Wouter Verhelst wrote:
On Tue, Aug 09, 2005 at 03:56:21PM -0700, Erik Steffl wrote:
...
No. Summarizing the above, experimental is there for people to break on
purpose, while unstable is there for people to break by accident. Since

that's all I was saying! Don't break it intentionally and say "it's only unstable, deal with it".

a lot of changes are happening right now, a lot of accidents happen as
well -- which results in an overall reduction in quality of the system.

and note that I explicitly wrote that I am not complaining about c++ abi changes or X.org transition (well, seems like jackd is somehow related to c++ abi even though it's not c++ lib itself)

There's nothing we can do to fix that -- other than by expelling
everyone who ever makes even the slightest mistake. But I don't like the
sound of that...

me neither but asking about an eta for fix and an explanation what's going on seems reasonable...

the s00p3r 133t newest version of everything on your system at all times.

no but I want to. Because non-1337 stuff is usally several years old (not at the moment but it's getting old fast) and not suitable for desktop usage (in general)

I hear that argument a lot, and it makes me wonder. If three-year-old
software is not suitable for desktop usage in general, then what did you
do three years ago? Use pen and paper?

  vi:-)

ok, I don't remember the dates exactly but during last few years (I think withing last three):

- I got ati 9800pro (not sure if anything in unstable is needed, I use ati driver, I think I needed X 4 and kernel 2.6.x but maybe not)

- iPod (firewire, hfs+) - according to docs hfs+ support was very experimental until fairly recently, I think I needed unstable kernel for firewire too

- SATA disk - at a time needed bleeding edge kernel with patches from jeff Garzik to make it work, new kernel (third party) also required new binutils (the ones in unstable)

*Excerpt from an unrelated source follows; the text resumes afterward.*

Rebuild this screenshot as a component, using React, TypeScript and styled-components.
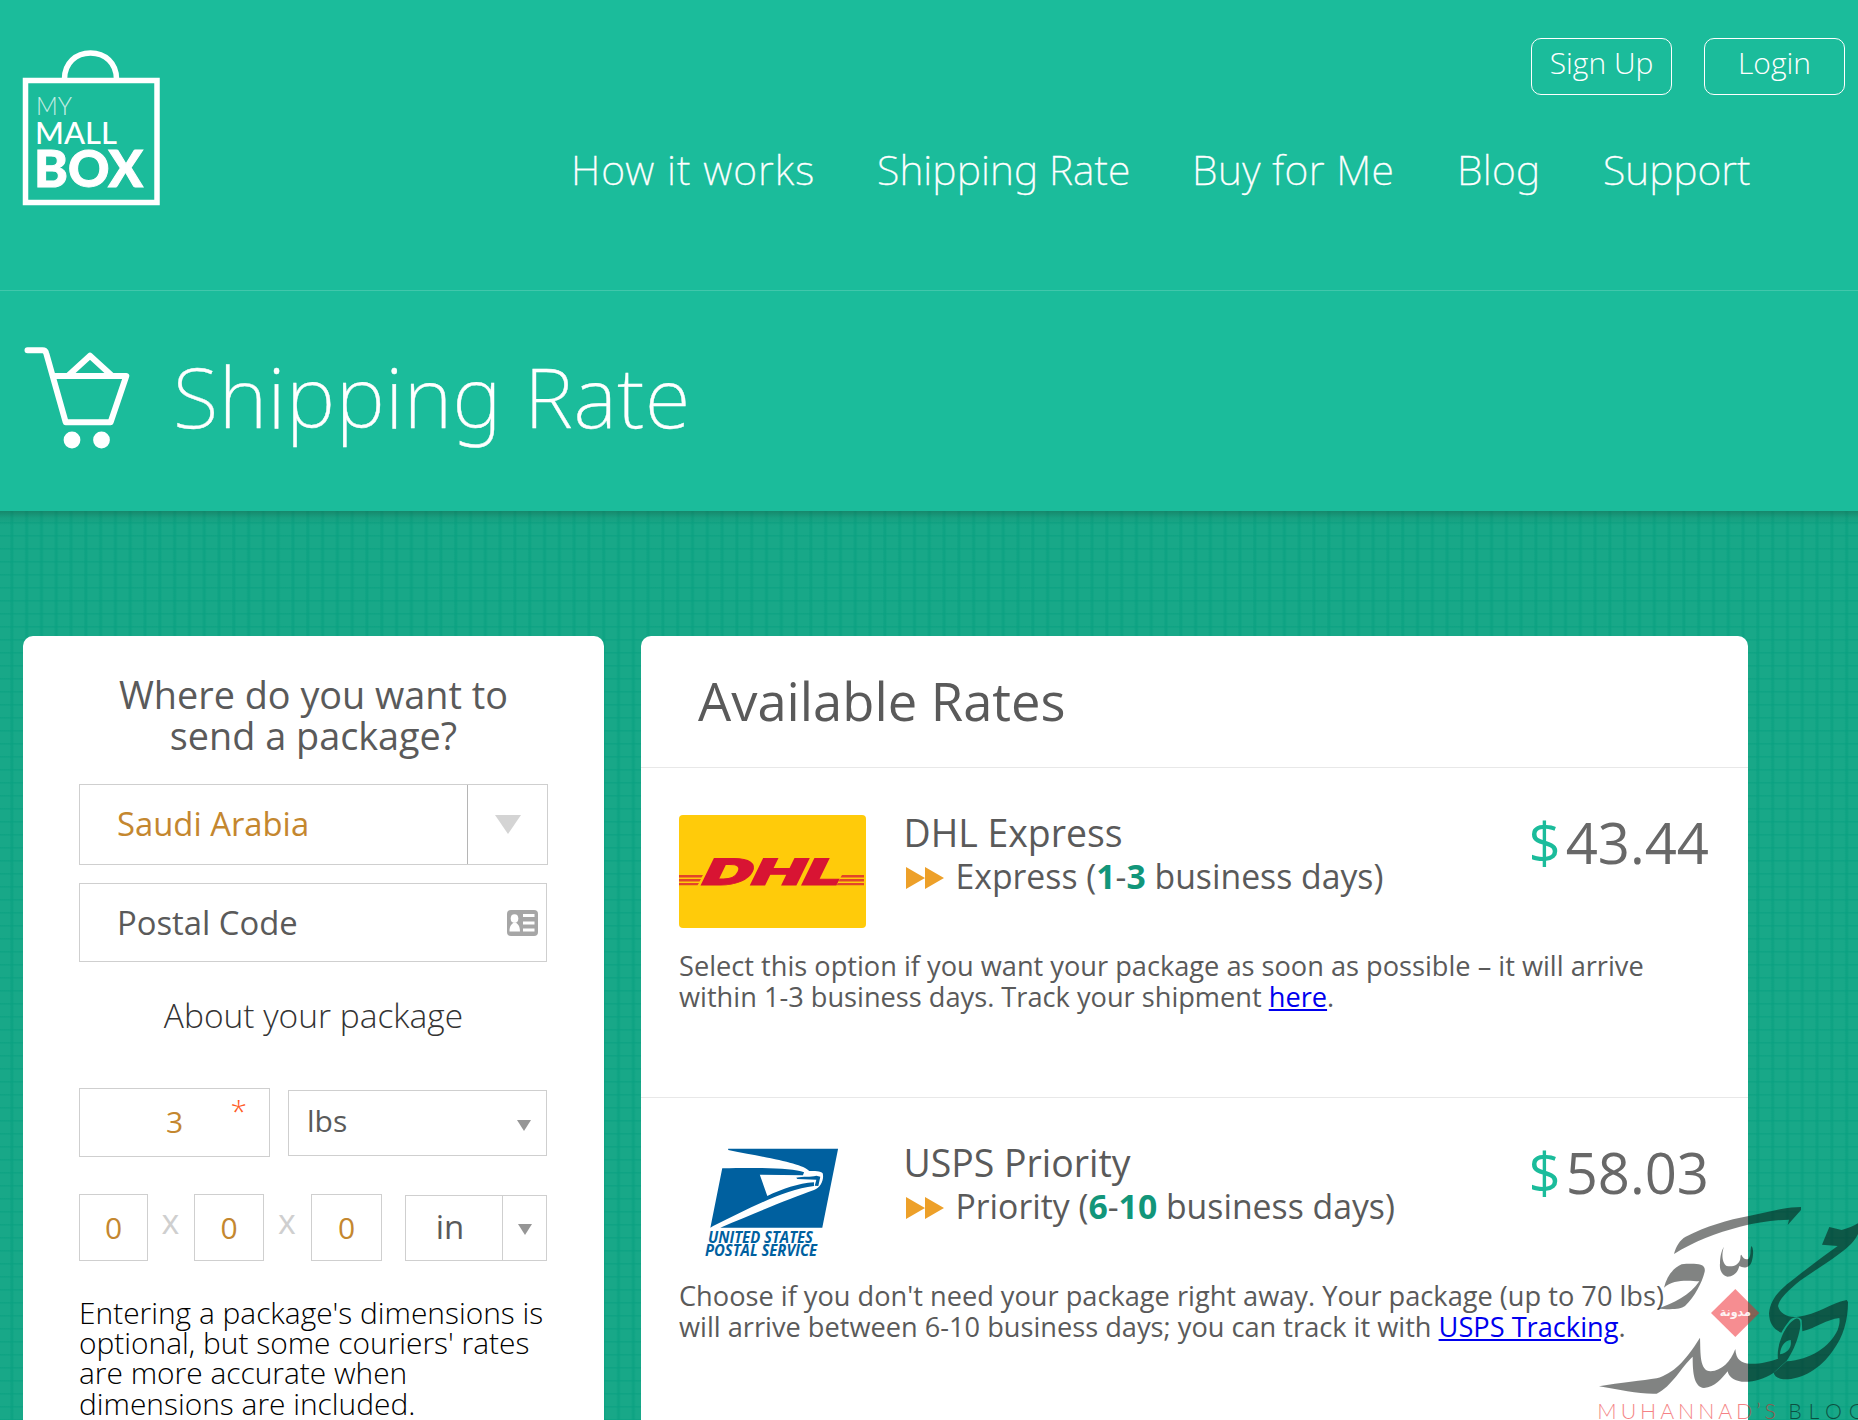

- usb support (mass storage: camera, nokia ngage) - don't think it worked very well in stable but not sure about that

- firefox, thunderbird are a lot better than what was available three years ago (I think mozilla just started to be usable at that time), I also want java to work, javascript to work, latest plugins available, css to work etc.

- openoffice (previously staroffice) - only became usable recently (well, maybe some found it usable before but opne way or another it improved a LOT), MS import improved a lot (don't import many MS files but I didn't have any problems during last maybe a year while before that the import wasn't that good), etc.

- IM clients are broken fairly often (i.e. probably at least once during the period of three years) by protocol changes so you need the latest ones

- kde and gnome are both fairly immature so having a new version is usually very useful - performance, functionality etc. (this includes lot of stuff that comes with these - nautilus, koffice, konqueror etc. most of which only became usable during last maybe one or two years)

  - alsa - only became stable recently

  - jackd - very useful for audio

- rosegarden4 and several other major audio apps, essentially I couldn't even do anythign interesting with audio two or three years ago (between alsa not working very well, lack of preemptive kernel and lack of apps, not saying you couldn't do anything with audio but compared to what you can do now it's almost nothing:-)

the list goes on and on. Actually it's pretty amazing how fast the opensource software development is and how many apps were created or improved over the last few years.